President Mohammad Rafiq Tarrar, who is also patron of the cricket board, replaced the cricket board's management team with a two-member ad hoc committee.


[ image: Angry reaction: Pakistanis burned posters of Wasim Akram]
Angry reaction: Pakistanis burned posters of Wasim Akram
But suspended PCB chairman Khalid Mehmood has denied the allegations against the team.

"The team has performed very well except for one bad game. You cannot sack the whole board for it," he said.

"I always defended the players and I am ready to defend them even now. They are wonderful players and a very talented side. None of the matches in the World Cup was fixed. It is ridiculous."


The BBC's Owen Bennett-Jones: "The players deny wrongdoing"
The new ad hoc committee is headed by Mujeeb-ur Rehman - a brother of Senator Saif-ur Rehman, who is chairman of the government's Accountability Bureau.
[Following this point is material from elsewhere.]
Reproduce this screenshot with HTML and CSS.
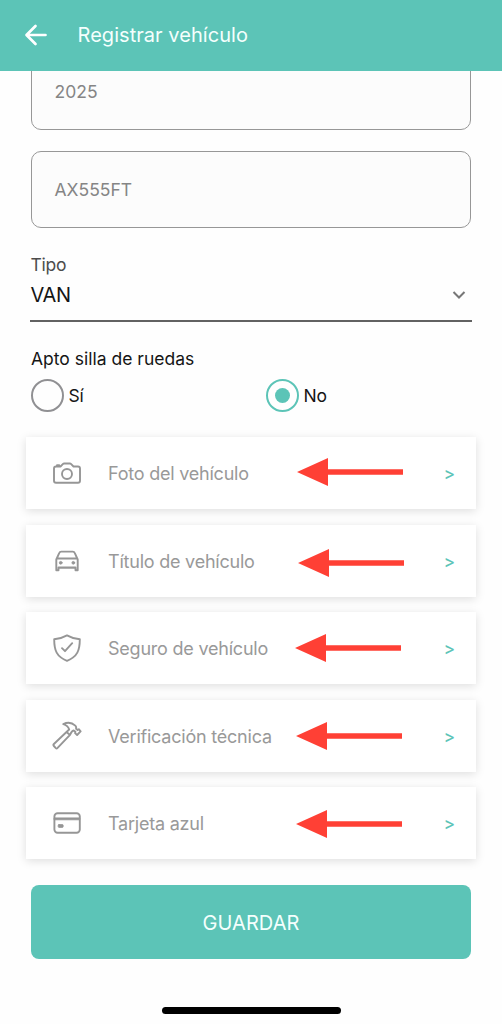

This is the body which is investigating charges against players involved in last month's World Cup one-day tournament in England.

The other member of the committee is Javed Zaman, a cousin of former cricket hero Imran Khan.

Widespread protests


[ image: Match flashback: Australia's Shane Warne sees off Pakistan's Moin Khan]
Match flashback: Australia's Shane Warne sees off Pakistan's Moin Khan
Pakistan lost to Australia by eight wickets in the recent World Cup final, prompting allegations that some of the players had not only deliberately lost some matches, but also that they had been gambling and drinking late at night rather than preparing for their games.

The players vehemently deny any wrongdoing.

The heavy defeat triggered widespread protests from Pakistan cricket fans who burned effigies of skipper Wasim Akram and branded the cricketers as "traitors and gamblers".

Prime Minister Nawaz Sharif - a keen cricket player who bats for a few hours each weekend - indicated that he wanted to find out exactly what happened during the tournament in London.

Scapegoats


Khalid Mehmood: "The suspension did not come as a surprise"
Ousted chairman Mr Mehmood on Saturday expressed the fear that leading players would now become scapegoats.

"Logically, if the top hierachy believes that the match was deliberately thrown, then the players should be the next target," Mr Mehmood said.

"My perception is that the board has been suspended because of match-fixing allegations which are not only unproven but false and baseless.

"I think it will be the main issue in days to come and some of the frontline players might be made scapegoats to justify the sacking of the board," he added.

It is the second time this decade the country's cricket board has been suspended. The first occasion was in January 1994 after a change in governments.

Over the past few years, there have been many inquiries into Pakistani cricket but none has ever produced any firm conclusions about recurrent match fixing allegations.

Many Pakistanis believe that had their team won the World Cup, then the inquiries and investigations currently under way would have been forgotten.

Wasim Akram, along with batsmen Ejaz Ahmed and Salim Malik, were implicated in an interim report by the cricket board into match fixing last September.

The judicial commission headed by Lahore High Court judge, Malik Mohammad Qayyum, is expected to submit its findings by next month.